_What you have to do_. Word for word, quote all of the material, omitting the pictures.
-- BEGIN Given material --
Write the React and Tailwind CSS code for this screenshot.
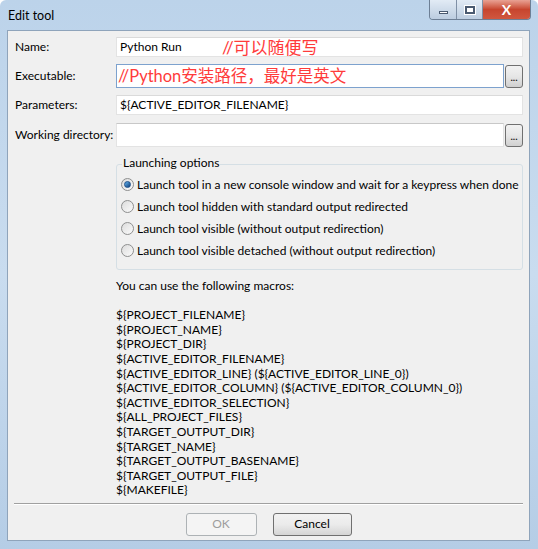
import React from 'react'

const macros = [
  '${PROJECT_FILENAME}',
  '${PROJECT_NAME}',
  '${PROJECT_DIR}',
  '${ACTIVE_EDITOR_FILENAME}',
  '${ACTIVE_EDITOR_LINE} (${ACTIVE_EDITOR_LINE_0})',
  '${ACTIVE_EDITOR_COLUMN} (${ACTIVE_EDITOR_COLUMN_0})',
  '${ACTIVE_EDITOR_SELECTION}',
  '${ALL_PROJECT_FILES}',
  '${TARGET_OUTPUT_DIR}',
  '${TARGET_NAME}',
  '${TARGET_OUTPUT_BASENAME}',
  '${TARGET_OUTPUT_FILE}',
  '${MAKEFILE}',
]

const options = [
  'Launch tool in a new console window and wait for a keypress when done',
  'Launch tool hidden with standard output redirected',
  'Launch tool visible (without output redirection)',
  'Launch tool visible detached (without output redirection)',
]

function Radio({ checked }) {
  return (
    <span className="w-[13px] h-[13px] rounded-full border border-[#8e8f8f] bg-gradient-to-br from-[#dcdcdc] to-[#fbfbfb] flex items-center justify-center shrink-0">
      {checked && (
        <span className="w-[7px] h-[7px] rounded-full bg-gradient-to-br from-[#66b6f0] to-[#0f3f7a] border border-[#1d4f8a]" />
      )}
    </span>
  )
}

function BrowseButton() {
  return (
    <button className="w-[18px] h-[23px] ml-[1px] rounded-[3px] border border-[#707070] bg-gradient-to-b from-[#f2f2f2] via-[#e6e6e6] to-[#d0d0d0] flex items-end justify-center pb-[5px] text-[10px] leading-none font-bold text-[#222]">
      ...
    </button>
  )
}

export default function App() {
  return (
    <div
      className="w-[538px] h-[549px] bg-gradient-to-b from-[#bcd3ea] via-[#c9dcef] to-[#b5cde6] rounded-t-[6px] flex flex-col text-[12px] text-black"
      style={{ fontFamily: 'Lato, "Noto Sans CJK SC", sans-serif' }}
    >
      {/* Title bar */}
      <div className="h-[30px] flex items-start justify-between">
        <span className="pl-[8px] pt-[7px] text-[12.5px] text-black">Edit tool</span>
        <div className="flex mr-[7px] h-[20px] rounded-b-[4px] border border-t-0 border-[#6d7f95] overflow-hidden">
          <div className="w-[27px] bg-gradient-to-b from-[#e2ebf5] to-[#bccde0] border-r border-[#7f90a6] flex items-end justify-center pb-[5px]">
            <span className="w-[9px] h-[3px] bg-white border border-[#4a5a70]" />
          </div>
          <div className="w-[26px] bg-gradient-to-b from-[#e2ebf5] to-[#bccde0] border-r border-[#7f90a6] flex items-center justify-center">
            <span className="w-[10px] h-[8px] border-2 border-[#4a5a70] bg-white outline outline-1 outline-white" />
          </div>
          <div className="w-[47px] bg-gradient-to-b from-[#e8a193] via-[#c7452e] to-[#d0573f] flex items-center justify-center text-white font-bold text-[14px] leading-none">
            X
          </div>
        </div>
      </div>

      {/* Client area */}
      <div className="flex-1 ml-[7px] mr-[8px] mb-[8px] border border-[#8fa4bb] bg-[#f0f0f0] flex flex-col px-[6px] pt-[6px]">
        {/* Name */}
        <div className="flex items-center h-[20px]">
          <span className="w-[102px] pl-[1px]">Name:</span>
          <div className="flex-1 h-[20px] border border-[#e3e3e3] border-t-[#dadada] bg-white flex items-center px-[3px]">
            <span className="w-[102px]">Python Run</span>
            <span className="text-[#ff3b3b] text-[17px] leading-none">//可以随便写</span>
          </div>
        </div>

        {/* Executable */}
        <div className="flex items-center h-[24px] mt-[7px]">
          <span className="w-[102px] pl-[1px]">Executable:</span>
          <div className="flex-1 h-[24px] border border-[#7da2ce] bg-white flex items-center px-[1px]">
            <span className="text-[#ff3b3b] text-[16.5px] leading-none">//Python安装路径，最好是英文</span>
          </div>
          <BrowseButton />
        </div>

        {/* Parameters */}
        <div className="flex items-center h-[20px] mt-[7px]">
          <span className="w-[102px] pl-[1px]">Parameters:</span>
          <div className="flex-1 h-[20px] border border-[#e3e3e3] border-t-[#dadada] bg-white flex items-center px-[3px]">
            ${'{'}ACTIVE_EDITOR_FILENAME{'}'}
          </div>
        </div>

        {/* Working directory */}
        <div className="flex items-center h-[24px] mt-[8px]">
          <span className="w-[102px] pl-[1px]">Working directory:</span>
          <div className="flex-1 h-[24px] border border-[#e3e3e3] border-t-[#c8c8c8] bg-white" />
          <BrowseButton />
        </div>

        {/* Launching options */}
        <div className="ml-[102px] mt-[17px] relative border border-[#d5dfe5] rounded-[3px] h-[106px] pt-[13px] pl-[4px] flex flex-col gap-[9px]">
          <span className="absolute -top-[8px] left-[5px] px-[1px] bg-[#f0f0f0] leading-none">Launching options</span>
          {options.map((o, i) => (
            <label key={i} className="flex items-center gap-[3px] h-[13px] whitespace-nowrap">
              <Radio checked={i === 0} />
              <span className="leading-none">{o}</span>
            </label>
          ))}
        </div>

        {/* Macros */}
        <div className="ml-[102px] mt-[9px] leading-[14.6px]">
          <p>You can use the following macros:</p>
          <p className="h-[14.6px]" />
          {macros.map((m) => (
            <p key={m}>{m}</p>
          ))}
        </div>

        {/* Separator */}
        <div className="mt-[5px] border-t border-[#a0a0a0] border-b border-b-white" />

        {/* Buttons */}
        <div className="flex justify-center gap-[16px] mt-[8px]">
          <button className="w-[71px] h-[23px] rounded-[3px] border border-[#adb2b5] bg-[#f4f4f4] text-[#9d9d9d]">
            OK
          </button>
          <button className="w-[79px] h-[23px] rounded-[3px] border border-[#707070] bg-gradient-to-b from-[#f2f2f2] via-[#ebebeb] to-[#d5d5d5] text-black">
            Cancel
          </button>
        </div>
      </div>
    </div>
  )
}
-- END Given material --
_Solution to the exercise_.
Write the React and Tailwind CSS code for this screenshot.
import React from 'react'

const macros = [
  '${PROJECT_FILENAME}',
  '${PROJECT_NAME}',
  '${PROJECT_DIR}',
  '${ACTIVE_EDITOR_FILENAME}',
  '${ACTIVE_EDITOR_LINE} (${ACTIVE_EDITOR_LINE_0})',
  '${ACTIVE_EDITOR_COLUMN} (${ACTIVE_EDITOR_COLUMN_0})',
  '${ACTIVE_EDITOR_SELECTION}',
  '${ALL_PROJECT_FILES}',
  '${TARGET_OUTPUT_DIR}',
  '${TARGET_NAME}',
  '${TARGET_OUTPUT_BASENAME}',
  '${TARGET_OUTPUT_FILE}',
  '${MAKEFILE}',
]

const options = [
  'Launch tool in a new console window and wait for a keypress when done',
  'Launch tool hidden with standard output redirected',
  'Launch tool visible (without output redirection)',
  'Launch tool visible detached (without output redirection)',
]

function Radio({ checked }) {
  return (
    <span className="w-[13px] h-[13px] rounded-full border border-[#8e8f8f] bg-gradient-to-br from-[#dcdcdc] to-[#fbfbfb] flex items-center justify-center shrink-0">
      {checked && (
        <span className="w-[7px] h-[7px] rounded-full bg-gradient-to-br from-[#66b6f0] to-[#0f3f7a] border border-[#1d4f8a]" />
      )}
    </span>
  )
}

function BrowseButton() {
  return (
    <button className="w-[18px] h-[23px] ml-[1px] rounded-[3px] border border-[#707070] bg-gradient-to-b from-[#f2f2f2] via-[#e6e6e6] to-[#d0d0d0] flex items-end justify-center pb-[5px] text-[10px] leading-none font-bold text-[#222]">
      ...
    </button>
  )
}

export default function App() {
  return (
    <div
      className="w-[538px] h-[549px] bg-gradient-to-b from-[#bcd3ea] via-[#c9dcef] to-[#b5cde6] rounded-t-[6px] flex flex-col text-[12px] text-black"
      style={{ fontFamily: 'Lato, "Noto Sans CJK SC", sans-serif' }}
    >
      {/* Title bar */}
      <div className="h-[30px] flex items-start justify-between">
        <span className="pl-[8px] pt-[7px] text-[12.5px] text-black">Edit tool</span>
        <div className="flex mr-[7px] h-[20px] rounded-b-[4px] border border-t-0 border-[#6d7f95] overflow-hidden">
          <div className="w-[27px] bg-gradient-to-b from-[#e2ebf5] to-[#bccde0] border-r border-[#7f90a6] flex items-end justify-center pb-[5px]">
            <span className="w-[9px] h-[3px] bg-white border border-[#4a5a70]" />
          </div>
          <div className="w-[26px] bg-gradient-to-b from-[#e2ebf5] to-[#bccde0] border-r border-[#7f90a6] flex items-center justify-center">
            <span className="w-[10px] h-[8px] border-2 border-[#4a5a70] bg-white outline outline-1 outline-white" />
          </div>
          <div className="w-[47px] bg-gradient-to-b from-[#e8a193] via-[#c7452e] to-[#d0573f] flex items-center justify-center text-white font-bold text-[14px] leading-none">
            X
          </div>
        </div>
      </div>

      {/* Client area */}
      <div className="flex-1 ml-[7px] mr-[8px] mb-[8px] border border-[#8fa4bb] bg-[#f0f0f0] flex flex-col px-[6px] pt-[6px]">
        {/* Name */}
        <div className="flex items-center h-[20px]">
          <span className="w-[102px] pl-[1px]">Name:</span>
          <div className="flex-1 h-[20px] border border-[#e3e3e3] border-t-[#dadada] bg-white flex items-center px-[3px]">
            <span className="w-[102px]">Python Run</span>
            <span className="text-[#ff3b3b] text-[17px] leading-none">//可以随便写</span>
          </div>
        </div>

        {/* Executable */}
        <div className="flex items-center h-[24px] mt-[7px]">
          <span className="w-[102px] pl-[1px]">Executable:</span>
          <div className="flex-1 h-[24px] border border-[#7da2ce] bg-white flex items-center px-[1px]">
            <span className="text-[#ff3b3b] text-[16.5px] leading-none">//Python安装路径，最好是英文</span>
          </div>
          <BrowseButton />
        </div>

        {/* Parameters */}
        <div className="flex items-center h-[20px] mt-[7px]">
          <span className="w-[102px] pl-[1px]">Parameters:</span>
          <div className="flex-1 h-[20px] border border-[#e3e3e3] border-t-[#dadada] bg-white flex items-center px-[3px]">
            ${'{'}ACTIVE_EDITOR_FILENAME{'}'}
          </div>
        </div>

        {/* Working directory */}
        <div className="flex items-center h-[24px] mt-[8px]">
          <span className="w-[102px] pl-[1px]">Working directory:</span>
          <div className="flex-1 h-[24px] border border-[#e3e3e3] border-t-[#c8c8c8] bg-white" />
          <BrowseButton />
        </div>

        {/* Launching options */}
        <div className="ml-[102px] mt-[17px] relative border border-[#d5dfe5] rounded-[3px] h-[106px] pt-[13px] pl-[4px] flex flex-col gap-[9px]">
          <span className="absolute -top-[8px] left-[5px] px-[1px] bg-[#f0f0f0] leading-none">Launching options</span>
          {options.map((o, i) => (
            <label key={i} className="flex items-center gap-[3px] h-[13px] whitespace-nowrap">
              <Radio checked={i === 0} />
              <span className="leading-none">{o}</span>
            </label>
          ))}
        </div>

        {/* Macros */}
        <div className="ml-[102px] mt-[9px] leading-[14.6px]">
          <p>You can use the following macros:</p>
          <p className="h-[14.6px]" />
          {macros.map((m) => (
            <p key={m}>{m}</p>
          ))}
        </div>

        {/* Separator */}
        <div className="mt-[5px] border-t border-[#a0a0a0] border-b border-b-white" />

        {/* Buttons */}
        <div className="flex justify-center gap-[16px] mt-[8px]">
          <button className="w-[71px] h-[23px] rounded-[3px] border border-[#adb2b5] bg-[#f4f4f4] text-[#9d9d9d]">
            OK
          </button>
          <button className="w-[79px] h-[23px] rounded-[3px] border border-[#707070] bg-gradient-to-b from-[#f2f2f2] via-[#ebebeb] to-[#d5d5d5] text-black">
            Cancel
          </button>
        </div>
      </div>
    </div>
  )
}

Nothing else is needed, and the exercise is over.